Savannah Hulsey Pointer, FISM News 

 

A British High Court has ruled that Wikileaks founder Julian Assange can be extradited to the United States to face more than a dozen espionage charges over information illegally gathered and distributed

This most recent ruling overturned a January ruling that had denied the United States request to extradite the whistleblower, citing Assange’s mental health as a reason he should not be turned over to American authorities. 

The court’s opinion changed in its more recent decision due to several promises made by the United States via a diplomatic note dated Feb. 5, 2021, according to a court filing. Included in those assurances was the promise that the U.S. would not implement “special administrative measures” against Assange before his trial or after according to The Hill. However, that promise was subject to change “in the event that, after entry of this assurance, he was to commit any future act that met the test for the imposition of” those measures.

Other assurances by the U.S. were that he would be allowed to serve any sentence for crimes committed in Australia and that the U.S. would provide clinical and psychological treatment for Assange while he was held in custody.
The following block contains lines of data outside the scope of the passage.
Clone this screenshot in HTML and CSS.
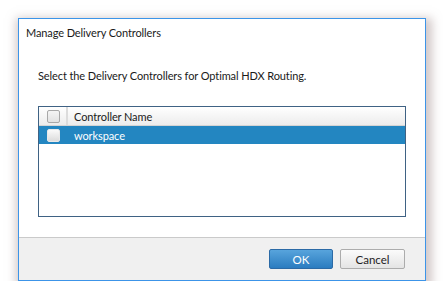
FILE: index.html
```html
<!doctype html>
<html lang="en">
  <head>
    <meta charset="UTF-8" />
    <meta name="viewport" content="width=device-width, initial-scale=1.0" />
    <title>Manage Delivery Controllers</title>
    <link rel="stylesheet" href="styles.css">
  </head>
  <body>
    <div class="dialog">
      <div class="dialog-title">Manage Delivery Controllers</div>
      <div class="dialog-body">
        <div class="hint">Select the Delivery Controllers for Optimal HDX Routing.</div>
        <div class="list">
          <div class="list-header">
            <div class="cell-check"><span class="check"></span></div>
            <div class="cell-name">Controller Name</div>
          </div>
          <div class="list-row selected">
            <div class="cell-check"><span class="check"></span></div>
            <div class="cell-name">workspace</div>
          </div>
        </div>
      </div>
      <div class="dialog-footer">
        <button class="btn btn-primary">OK</button>
        <button class="btn">Cancel</button>
      </div>
    </div>
  </body>
</html>
```

FILE: styles.css
```css
* {
  margin: 0;
  padding: 0;
  box-sizing: border-box;
}
body {
  background: #fff;
  font-family: Lato, "Open Sans", sans-serif;
  font-size: 11px;
  letter-spacing: -0.1px;
  color: #1a1a1a;
}
.dialog {
  margin: 18px 0 0 18px;
  width: 408px;
  height: 263px;
  border: 1px solid #3c94e8;
  background: #fff;
  display: flex;
  flex-direction: column;
  box-shadow: 2px 4px 9px 4px rgba(165, 145, 145, 0.5);
}
.dialog-title {
  padding: 5px 7px 0;
  line-height: 18px;
  height: 48px;
}
.hint {
  line-height: 18px;
  margin-bottom: 21px;
}
.dialog-body {
  padding: 0 19px;
  flex: 1;
}
.list {
  height: 111px;
  border: 1px solid #3f6284;
  background: #fff;
}
.list-header,
.list-row {
  display: flex;
  align-items: center;
  height: 18px;
}
.list-header {
  background: linear-gradient(#ffffff, #ececec);
  border-bottom: 1px solid #d4d4d4;
  height: 19px;
}
.cell-check {
  width: 29px;
  height: 100%;
  display: flex;
  align-items: center;
  padding-left: 8px;
}
.list-header .cell-check {
  border-right: 2px solid #dcdcdc;
}
.cell-name {
  padding-left: 6px;
}
.list-header .cell-name {
  flex: 1;
}
.check {
  display: inline-block;
  width: 13px;
  height: 13px;
  border: 1px solid #a8a8a8;
  border-radius: 2px;
  background: linear-gradient(#f4f4f4, #e2e2e2);
}
.list-row.selected {
  background: #2386c1;
  color: #fff;
}
.list-row .check {
  background: linear-gradient(#fafafa, #dcdcdc);
  border-color: #e8e8e8;
}
.list-row .cell-name {
  padding-left: 6px;
}
.dialog-footer {
  height: 43px;
  border-top: 1px solid #cacaca;
  background: #f0f0f0;
  display: flex;
  justify-content: flex-end;
  align-items: flex-start;
  gap: 7px;
  padding: 11px 20px 0 0;
}
.btn {
  width: 65px;
  height: 20px;
  font-family: inherit;
  font-size: 11.5px;
  color: #222;
  border: 1px solid #acacac;
  border-radius: 2px;
  background: linear-gradient(#fbfbfb, #e4e4e4);
}
.btn-primary {
  width: 64px;
  color: #fff;
  border-color: #2b6aa6;
  background: linear-gradient(#58a4dc, #2b7cc0);
}
```
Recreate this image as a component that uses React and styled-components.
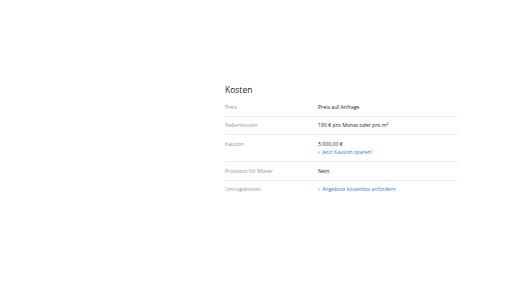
import styled, { createGlobalStyle } from "styled-components";

const GlobalStyle = createGlobalStyle`
  body {
    margin: 0;
    background: #fff;
    font-family: "Open Sans", "Liberation Sans", sans-serif;
  }
`;

const Page = styled.div`
  width: 516px;
  height: 290px;
  padding: 83px 0 0 225px;
  box-sizing: border-box;
`;

const Section = styled.section`
  width: 233px;
`;

const Title = styled.h2`
  margin: 0 0 2px;
  font-size: 8.5px;
  line-height: 13px;
  font-weight: 400;
  color: #222;
`;

const Row = styled.div`
  display: grid;
  grid-template-columns: 93px 1fr;
  padding: 4.5px 0;
  border-bottom: ${(p) => (p.$last ? "none" : "1px solid #ececec")};
  font-size: 5.2px;
  line-height: 8.5px;
`;

const Label = styled.div`
  color: #959595;
`;

const Value = styled.div`
  color: #222;
`;

const Link = styled.a`
  display: block;
  color: #2f7ccf;
  text-decoration: none;
  cursor: pointer;

  &::before {
    content: "›";
    color: #f39200;
    font-weight: 700;
    font-size: 6px;
    margin-right: 2px;
  }
`;

const rows = [
  { label: "Preis", value: "Preis auf Anfrage" },
  { label: "Nebenkosten", value: "190 € pro Monat oder pro m²" },
  { label: "Kaution", value: "5.000,00 €", link: "Jetzt Kaution sparen!" },
  { label: "Provision für Mieter", value: "Nein" },
  { label: "Umzugskosten", link: "Angebote kostenlos anfordern" },
];

export default function App() {
  return (
    <>
      <GlobalStyle />
      <Page>
        <Section>
          <Title>Kosten</Title>
          {rows.map((r, i) => (
            <Row key={r.label} $last={i === rows.length - 1}>
              <Label>{r.label}</Label>
              <Value>
                {r.value && <div>{r.value}</div>}
                {r.link && <Link>{r.link}</Link>}
              </Value>
            </Row>
          ))}
        </Section>
      </Page>
    </>
  );
}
Additionally, officials said he would not be kept at the maximum-security facility in Colorado at the time leading up to his trial. 

“It is accordingly clear that” [the diplomatic note] contains solemn undertakings, offered by one government to another, which will bind all officials and prosecutors who will deal with the relevant aspects of Mr. Assange’s case now and in the future,” the court said in its ruling.

“We see no merit in the criticisms made of the individual assurances. The reality is that this court is being invited to reject the USA’s assurances either on the basis that they are not offered in good faith or that they are for some other reason not capable of being accepted at face value,” the ruling added.

Assange’s fiancée Stella Moris has spoken out about the upcoming U.S. trial, calling the decision to allow Assange to stand trial in the United States a “grave miscarriage of justice,” according to a WikiLeaks Twitter post saying that the ruling would be appealed “at the earliest possible moment,” according to the Reuters news service.

CBS News quoted Moris as having called the court’s reasoning into question, saying, “I want to emphasize that the High Court accepted all the medical evidence and the conclusions of the magistrate that if Julian is extradited and placed under extreme conditions of isolation, it will drive him to take his own life — that extradition is oppressive.’

“Yet the High Court decided against Julian on this occasion on the basis of political assurances, non-assurances, that the U.S. has given to the U.K. government. I say non-assurances — Amnesty International says non-assurances — Amnesty International has analyzed these assurances and has said that they are inherently unreliable. They incorporate the possibility of breaking those assurances in their very wording.”

Currently, Assange is facing multiple charges of violations of the Espionage Act, according to The New York Times, and officials alleged that he was guilty of obtaining military and diplomatic information illegally.